On August 26, 2019, Coinflex, laid bare their intention to ramp up business from Asian retail investors. Coinflex is the first global physical delivery for bitcoin futures contracts. The exchange targets investors who aren’t ready to fall victim to the manipulation of prices that is rampant in cash settlement contracts.

Chief Executive Officer of the Hong Kong-based Company, Mark Lamb, said that contracts that physically deliver bitcoin and other tokens as the settlement would be beneficial to traders. This is to ensure that prices are not manipulated and that they are closely tracked by spot bitcoin price. This move will ensure that cash settlement contracts, whose rates are often calculated based on a formula by spot bitcoin prices of other exchanges, can easily be driven.

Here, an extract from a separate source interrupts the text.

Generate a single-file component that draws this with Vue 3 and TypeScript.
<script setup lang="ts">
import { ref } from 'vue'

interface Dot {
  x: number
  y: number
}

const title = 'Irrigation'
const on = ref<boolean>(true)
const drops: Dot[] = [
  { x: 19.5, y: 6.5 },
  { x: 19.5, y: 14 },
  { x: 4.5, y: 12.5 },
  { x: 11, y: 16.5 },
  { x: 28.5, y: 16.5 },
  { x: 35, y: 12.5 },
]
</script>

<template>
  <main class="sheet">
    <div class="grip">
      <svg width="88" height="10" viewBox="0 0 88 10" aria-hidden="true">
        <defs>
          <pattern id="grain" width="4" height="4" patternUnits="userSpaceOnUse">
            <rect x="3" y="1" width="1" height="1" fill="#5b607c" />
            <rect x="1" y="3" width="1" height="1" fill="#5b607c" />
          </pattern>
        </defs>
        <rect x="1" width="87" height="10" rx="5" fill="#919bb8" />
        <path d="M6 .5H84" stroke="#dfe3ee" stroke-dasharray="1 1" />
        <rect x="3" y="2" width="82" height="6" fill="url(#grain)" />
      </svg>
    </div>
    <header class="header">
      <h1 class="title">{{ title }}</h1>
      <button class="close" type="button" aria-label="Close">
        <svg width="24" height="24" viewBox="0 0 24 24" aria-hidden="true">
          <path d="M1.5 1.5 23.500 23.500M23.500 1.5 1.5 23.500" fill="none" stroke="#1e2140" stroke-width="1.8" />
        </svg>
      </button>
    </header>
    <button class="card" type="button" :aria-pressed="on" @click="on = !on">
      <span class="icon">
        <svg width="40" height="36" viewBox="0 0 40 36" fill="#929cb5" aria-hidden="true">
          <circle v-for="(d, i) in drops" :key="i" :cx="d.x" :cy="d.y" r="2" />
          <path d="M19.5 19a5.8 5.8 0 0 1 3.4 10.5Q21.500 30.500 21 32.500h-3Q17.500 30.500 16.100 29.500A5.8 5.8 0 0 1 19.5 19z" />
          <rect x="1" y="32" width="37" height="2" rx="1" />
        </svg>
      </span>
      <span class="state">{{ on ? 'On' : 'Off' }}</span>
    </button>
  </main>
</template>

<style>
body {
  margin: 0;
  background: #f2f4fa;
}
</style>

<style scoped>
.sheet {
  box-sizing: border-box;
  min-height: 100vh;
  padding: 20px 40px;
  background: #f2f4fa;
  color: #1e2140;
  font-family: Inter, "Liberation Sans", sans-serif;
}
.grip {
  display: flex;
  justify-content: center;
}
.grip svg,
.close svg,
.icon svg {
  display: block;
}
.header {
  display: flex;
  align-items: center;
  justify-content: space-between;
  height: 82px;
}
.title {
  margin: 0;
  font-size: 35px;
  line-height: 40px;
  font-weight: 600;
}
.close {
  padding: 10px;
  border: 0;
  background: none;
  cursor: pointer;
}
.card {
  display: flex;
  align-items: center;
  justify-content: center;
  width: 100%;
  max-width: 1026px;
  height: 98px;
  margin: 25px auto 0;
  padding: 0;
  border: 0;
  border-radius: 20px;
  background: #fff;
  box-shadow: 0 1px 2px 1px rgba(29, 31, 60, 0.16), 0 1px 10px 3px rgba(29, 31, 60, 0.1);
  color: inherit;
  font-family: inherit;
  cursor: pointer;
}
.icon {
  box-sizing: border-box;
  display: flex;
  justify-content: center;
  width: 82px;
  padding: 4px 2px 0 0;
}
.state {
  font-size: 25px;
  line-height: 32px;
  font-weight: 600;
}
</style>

Lamb said, “Professional and retail traders alike are affected by price manipulation in the cash-settled futures market. For physically delivered contracts, anyone long at expiry receives the underlying bitcoin. There are no formulas involved.”

City’s Securities and Futures Commission Refused to Grant Licenses to Exchanges

When asked if Coinflex will operate in offering services to Hong Kong-based customers, Lamb offered no comment. The City’s Securities and Futures Commission provided a regulatory framework on cryptocurrency exchanges in November 2018. The Commission voiced their opinion concerning their improbability in granting licenses to exchanges that had their features and derivative contracts traded.

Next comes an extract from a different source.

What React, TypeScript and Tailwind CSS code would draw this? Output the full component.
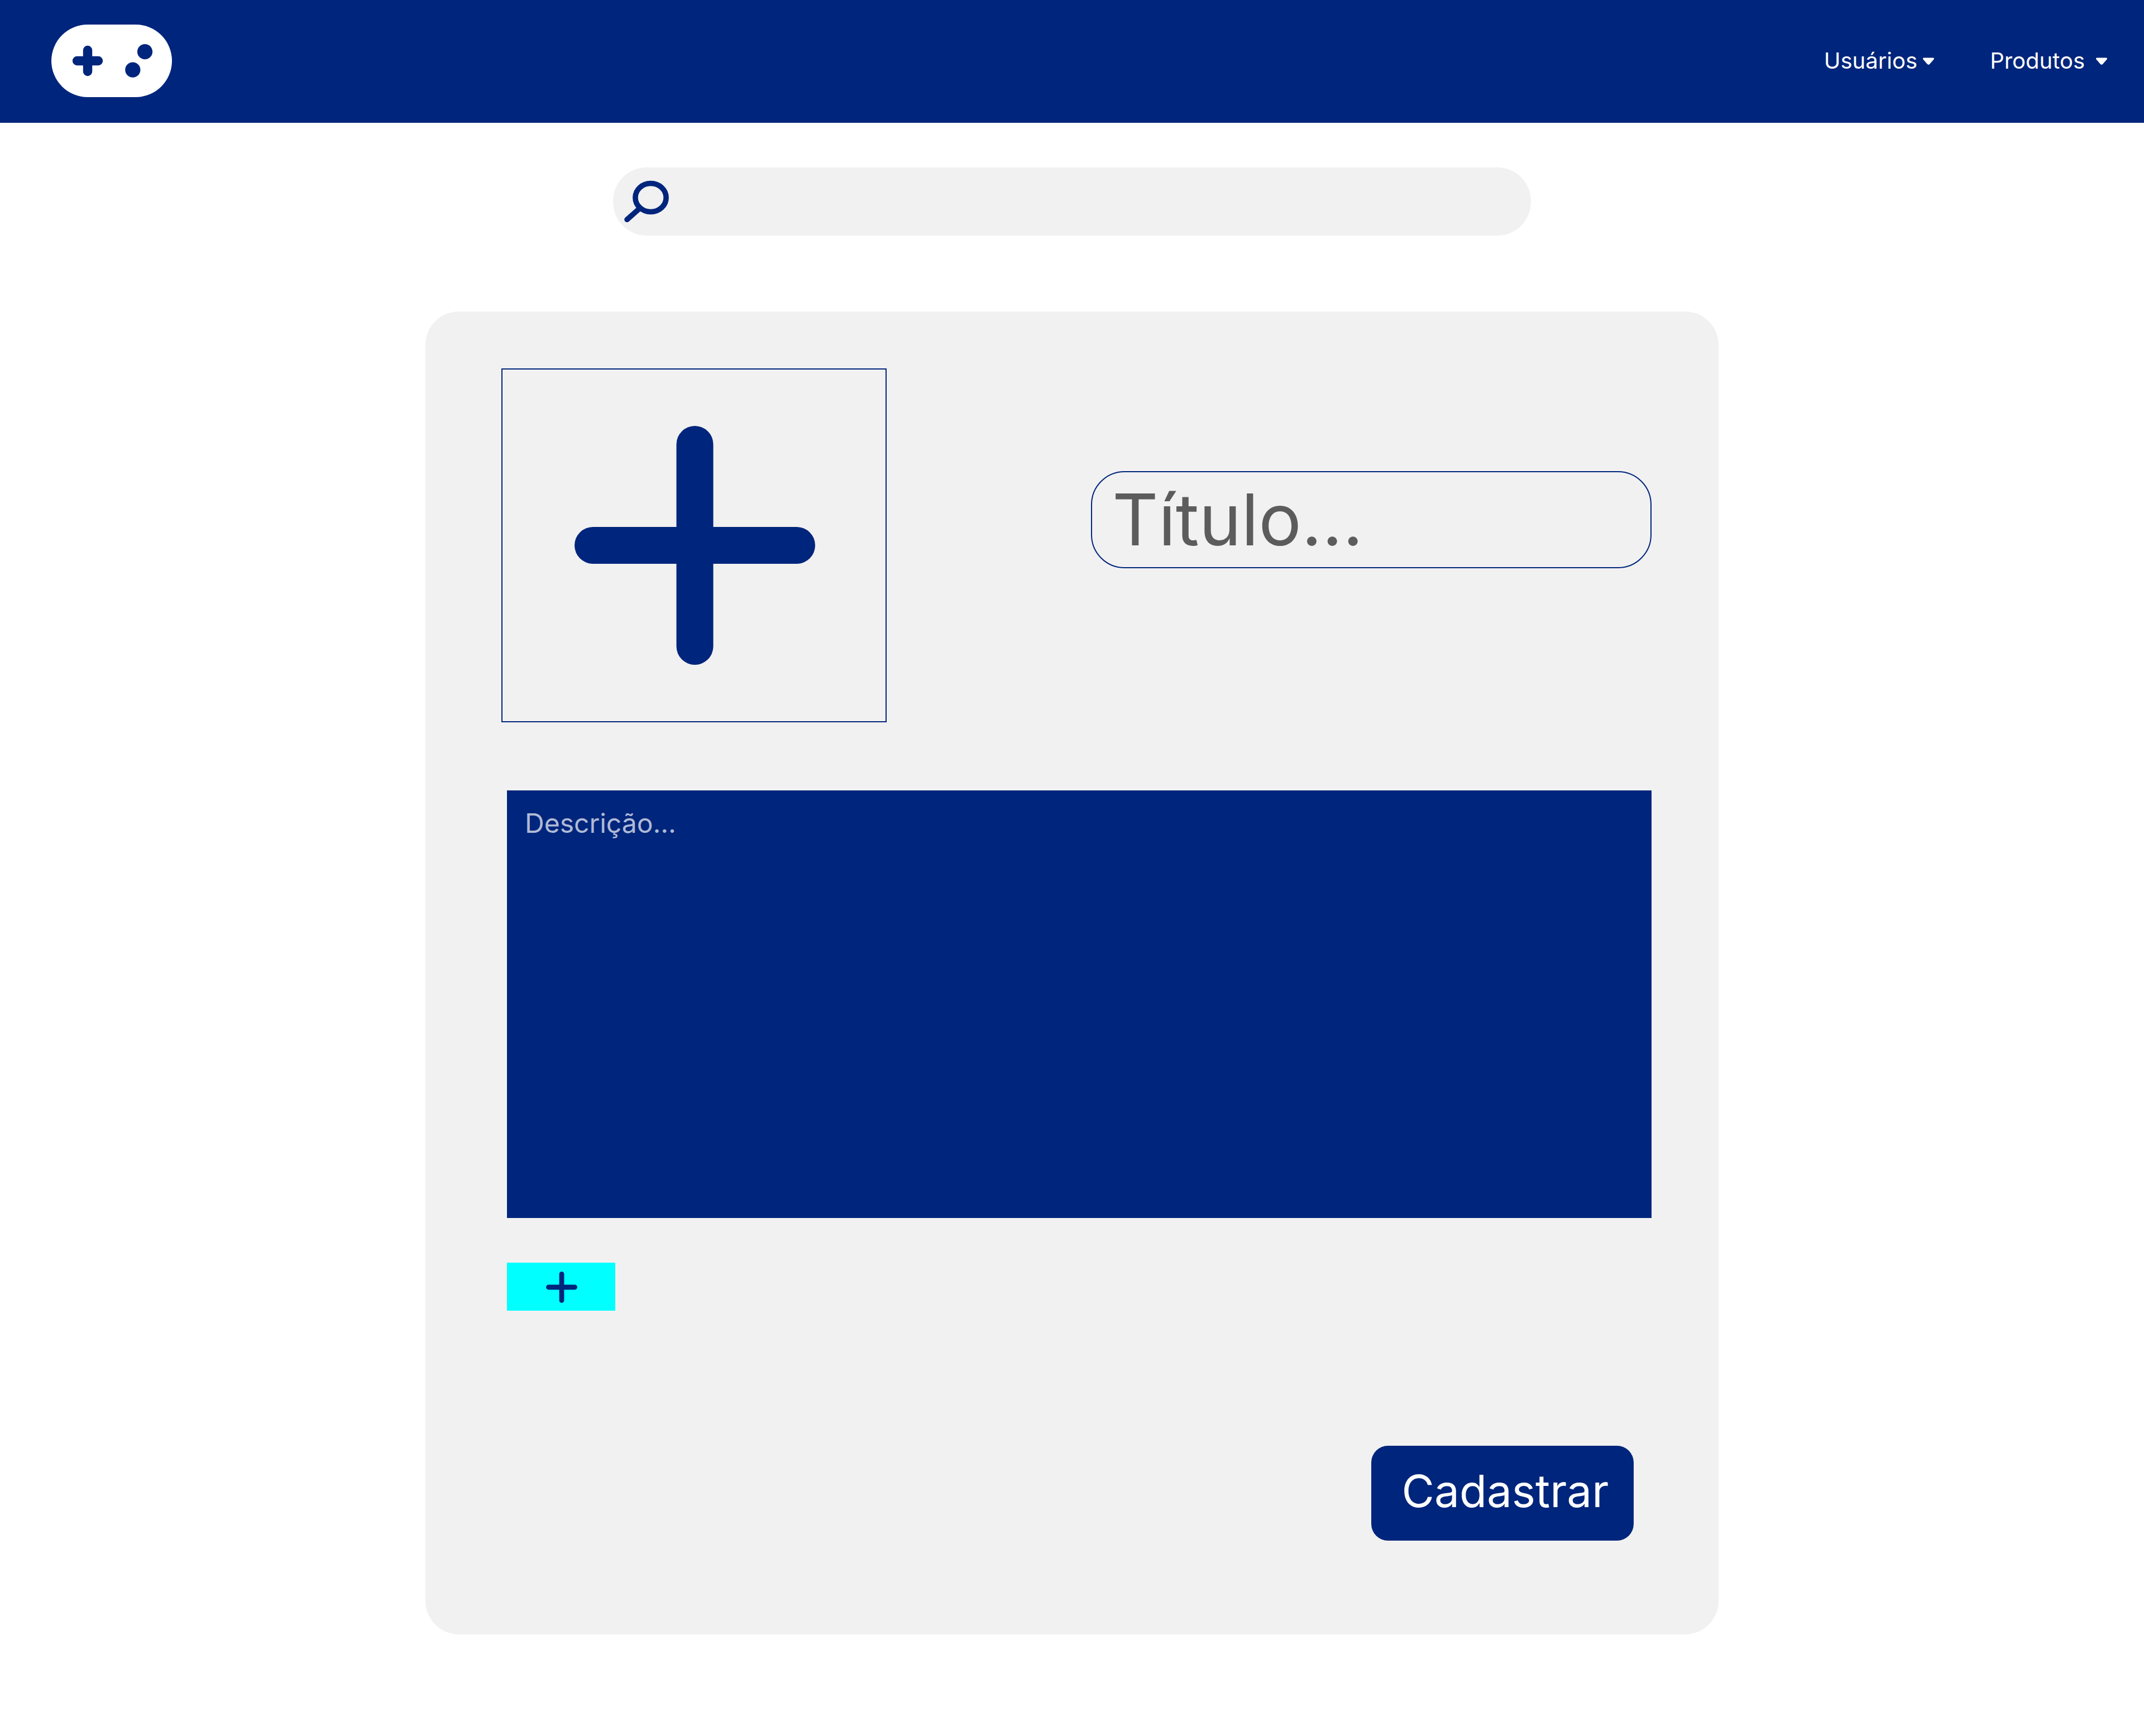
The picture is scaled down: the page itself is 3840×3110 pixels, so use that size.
import React from "react";

function GamepadLogo() {
  return (
    <svg className="h-[130px] w-[216px]" viewBox="0 0 216 130" aria-hidden="true">
      <rect width="216" height="130" rx="65" fill="#ffffff" />
      <path d="M46 65H84M65 46V84" stroke="#00257c" strokeWidth="16.4" strokeLinecap="round" />
      <circle cx="167.5" cy="48.7" r="13.6" fill="#00257c" />
      <circle cx="145.8" cy="81.2" r="13.6" fill="#00257c" />
    </svg>
  );
}

function Caret() {
  return (
    <svg className="h-4 w-5" viewBox="0 0 20 16" aria-hidden="true">
      <path
        d="M1.2 2.4H18.8Q20.2 2.8 19.8 5L12.2 13.8Q10 16 7.8 13.8L0.2 5Q-0.2 2.8 1.2 2.4Z"
        fill="#ffffff"
      />
    </svg>
  );
}

function SearchIcon() {
  return (
    <svg className="h-[76px] w-[82px] shrink-0" viewBox="0 0 82 76" fill="none" stroke="#00257c" aria-hidden="true">
      <ellipse cx="48.5" cy="32" rx="27.6" ry="25.5" strokeWidth="9.6" />
      <path d="M6 71.3L29 51" strokeWidth="9.6" strokeLinecap="round" />
    </svg>
  );
}

function LargePlus() {
  return (
    <svg className="h-[428px] w-[431px]" viewBox="0 0 431 428" fill="#00257c" aria-hidden="true">
      <rect x="182.5" width="66" height="428" rx="33" />
      <rect y="181" width="431" height="66" rx="33" />
    </svg>
  );
}

function SmallPlus() {
  return (
    <svg className="h-14 w-14" viewBox="0 0 56 56" stroke="#00257c" strokeWidth="8.8" strokeLinecap="round" aria-hidden="true">
      <path d="M28 4.4V51.6M4.4 28H51.6" />
    </svg>
  );
}

export default function App() {
  return (
    <div className="min-h-screen bg-white pb-[182px] font-['Inter',sans-serif]">
      <header className="flex h-[220px] items-center justify-between bg-[#00257c] pr-[66px] pb-0.5 pl-[92px]">
        <a href="#" aria-label="Início">
          <GamepadLogo />
        </a>
        <nav className="flex items-center gap-[100px] text-[40px] leading-[48px] text-white">
          <button type="button" className="flex items-center gap-2.5">
            Usuários
            <Caret />
          </button>
          <button type="button" className="flex items-center gap-5">
            Produtos
            <Caret />
          </button>
        </nav>
      </header>

      <main className="flex flex-col items-center">
        <label className="mt-20 flex h-[122px] w-full max-w-[1644px] items-center rounded-[60px] bg-[#f1f1f1] pr-10 pb-0.5 pl-[19px]">
          <SearchIcon />
          <input
            type="search"
            aria-label="Buscar"
            className="ml-6 w-full min-w-0 bg-transparent text-[48px] text-[#00257c] outline-none"
          />
        </label>

        <form className="mt-[136px] flex w-full max-w-[2316px] flex-col rounded-[60px] bg-[#f1f1f1] pt-[102px] pr-[120px] pb-[168px] pl-[136px]">
          <div className="flex items-start justify-between">
            <button
              type="button"
              aria-label="Adicionar imagem"
              className="flex h-[634px] w-[690px] items-center justify-center border-2 border-[#00257c] pl-0.5"
            >
              <LargePlus />
            </button>
            <input
              type="text"
              aria-label="Título"
              placeholder="Título..."
              className="mt-[184px] h-[174px] w-[1004px] rounded-[60px] border-2 border-[#00257c] bg-transparent px-9 text-[128px] text-[#5c5c5c] outline-none placeholder:text-[#5c5c5c]"
            />
          </div>

          <div className="mt-[122px] flex flex-col items-start pl-2.5">
            <textarea
              aria-label="Descrição"
              placeholder="Descrição..."
              className="h-[766px] w-full resize-none bg-[#00257c] px-8 py-[30px] text-[48px] leading-[58px] text-white outline-none placeholder:text-white/70"
            />
            <button
              type="button"
              aria-label="Adicionar item"
              className="mt-20 flex h-[86px] w-[194px] items-center justify-center bg-[#00ffff] pt-0.5 pl-0.5"
            >
              <SmallPlus />
            </button>
          </div>

          <button
            type="submit"
            className="mt-[242px] mr-8 h-[170px] w-[470px] self-end rounded-[30px] bg-[#00257c] pb-2 pl-2.5 text-[80px] leading-[96px] text-white"
          >
            Cadastrar
          </button>
        </form>
      </main>
    </div>
  );
}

Price Manipulation Put on the Spot

There has been an increase in price manipulation over the past months, according to Lamb. The growth is in relation to traders who moved the underlying spot prices that go into the formula and are in their advocacy. The traders manipulated the thinner trading volume of the cryptocurrency spot market compared to that of features. The trading volume of bitcoin is at 1.5 times that of spot presently.

Last week, Coinflex closed a U.S. $10 million financing round from several blockchain investors, inclusive of NGC Ventures, Polychain Capital, Divergence Digital Currency, and bitcoin cash advocate Roger Ver.

Lamb was not especially open on its goal to overtake Hong Kong-based BitMEX, the second-largest global cryptocurrency exchange with a trading volume of over U.S. $ 2.86 billion. BitMEX recently banned all their Hong Kong users amid growing scrutiny on cryptocurrency exchange operators the world over.

Bitstamp Makes Allegations of Price Manipulation

Suspicions of price manipulation became rife in May, after Bitstamp made reports on a large sell order on bitcoin. The order topped their price by 18 percent in under 11 minutes, according to online outlet media, The Block. This order essentially led to the liquidation of long positions worth close to U.S. $ 250 million on BitMEX, whose contracts reference Bitstamp pricing.